The input information is explained, discussed and analyzed in terms of language (vocabulary and grammar structures) as well as of concepts applicable to high-level courses (leadership, military strategy, course of action, rules of engagement, human rights, etc.)It is important to set a clear context of the situation, so that the students understand all the characteristics and dimensions of the issue. A detailed presentation of the scene includes information regarding the political and social setting, and assigns the students their particular role in this simulation. At this point, it is essential to draw attention upon a crucial distinction between role-plays and simulations.
The way we see and practice these two particular activities clearly distinguishes between two basic conceptual characteristics: a role-play puts learners in familiar situations where they have to be themselves or assume a part that is very similar to what they do in real life (thus the usage of role-plays specifically targeted to intermediate groups), while simulations, by the virtue of their complexity, set up unfamiliar contexts which automatically entail unfamiliar roles (low-hierarchy military people have to assume the role of commanders, higher ranks may be reduced to simple executants of decisions instead of remaining decision-makers, the professional category may change as soldiers become lawyers, teachers, doctors, etc.)The next step in setting the frame of the simulation is to explain the vision or the mission behind the activity, which is generally presented in one paragraph.
The situational approach slowly shifts towards a task-based teaching model, as students are asked to filter information and break the theoretical information into smaller operational chunks. Therefore, one of the primary tasks for this activity would be to have students set up their own goals and objectives for the mission. Once this stage is accomplished, students group, establish a common set of objectives and decide on a course of action to be followed in order to accomplish the specific goals. In order to do so, students must activate vocabulary and grammar structures, and must use language at a high conceptual level, while using and building up critical thinking abilities (summarizing, paraphrasing, expressing and defending point of view, augmenting, negotiating, concluding, etc.). In the next stage, each student takes up a role in the simulation (UN personnel, political representative, military commander, civilian authority) and tailors the decision making process and the final solution according to the profile of his/her part. The final product of the simulation consists of a briefing, structured and delivered according to a given pattern, in which each participant will have to present, argument and support his decision/solution from the perspective of his/her role.The complexity of such an activity is given by the fact that it uses a wide array of language-learning techniques. It is an excellent vehicle for developing students’ discussion skills, while involving reading, listening, writing, specific language structures and functions, and particular areas of vocabulary. Although it may be argued against on the grounds of being time consuming and irrelevant unless the target population is actually dealing with such situations as part of their professional experience, this type of activity transposes students into a different world and the experience in itself becomes extremely enriching and rewarding. Nonetheless, the usage of military-flavored simulations does not rule out the need for simulations on general topics to be found in the advanced course syllabus, such as advertising, economy, charity, environment, crime, etc. The example given here, entitled Supermarket Magic is a decision making meeting aimed at establishing whether to introduce subliminal messages onto taped supermarket music or not, in an attempt to fight shop-lifting.

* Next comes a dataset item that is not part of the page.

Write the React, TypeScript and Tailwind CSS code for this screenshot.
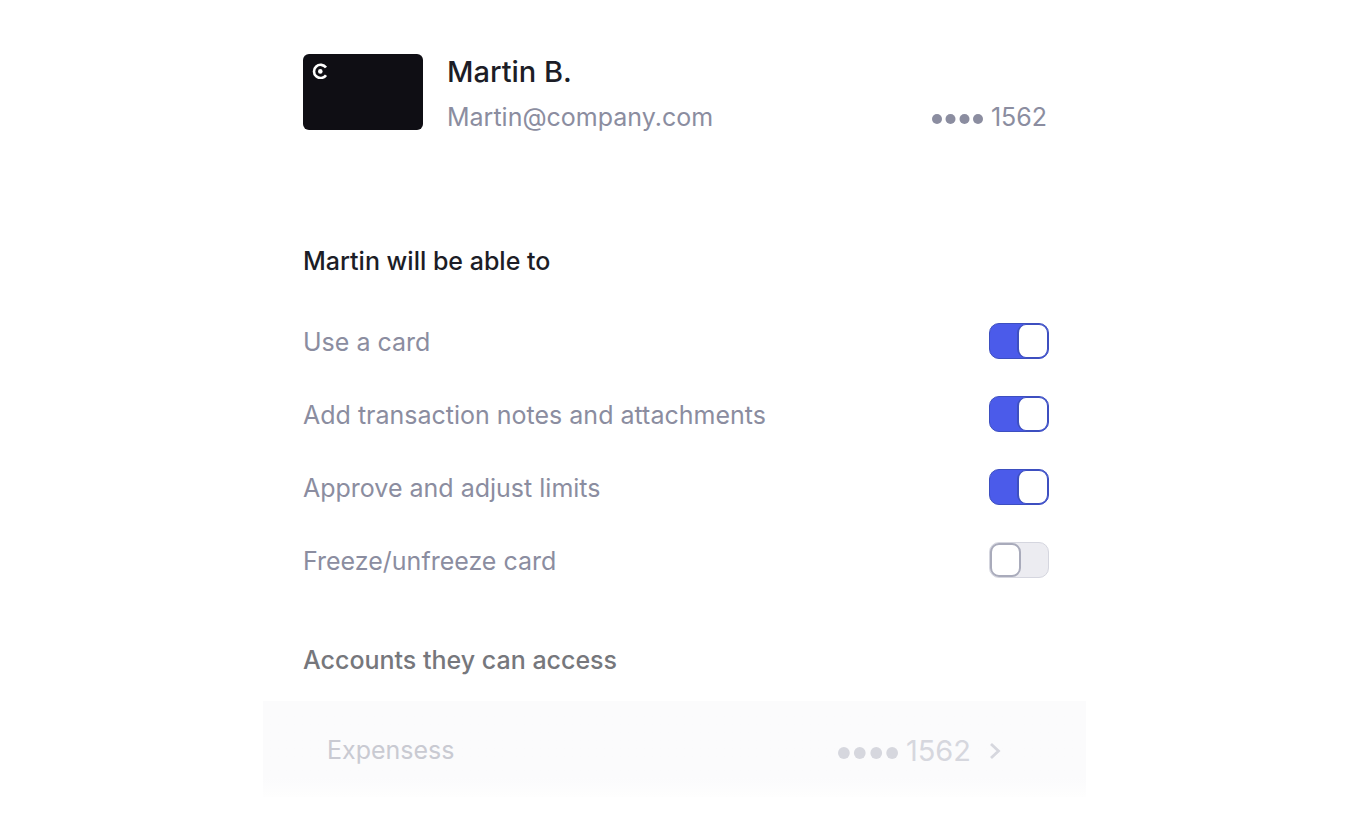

The simulation is suitable for the practice and reinforcement of vocabulary and concepts discussed under the umbrella of several topics, such as advertising or crime, so it would best fit a review session at the end of the course or before an evaluation. Our personal application of this activity was to use it for evaluation purposes, in order to informally assess students’ speaking skills, with focus on language functions, in an original format. In order to bridge this gap between simulations and testing, we have adapted this activity for evaluation purposes, taking into account the need and desire to measure language proficiency in a realistic context. In the end, our main goal was to provide some measure of both the process (how they approached the task in English by reviewing, organizing and weighing alternatives, deliberating over the information available to them, etc.) and the product (the decision they reached, demonstrating their functional English language skills). The suitable level for this activity is upper intermediate to advanced, its estimated time is two hours and the main objective is to develop discussion skills, with focus on speaking functions (expressing point of view, persuading, agreeing and disagreeing).
The materials students need are: notes to participants, role cards, home office reports, and newspaper articles. The activity starts with a short lead-in on the issue of shop-lifting, which is a good opportunity to reactivate vocabulary and concepts on the topic. Students are then given the notes to participants, and are guided through the situation so that everyone understands what is involved and what is expected from them.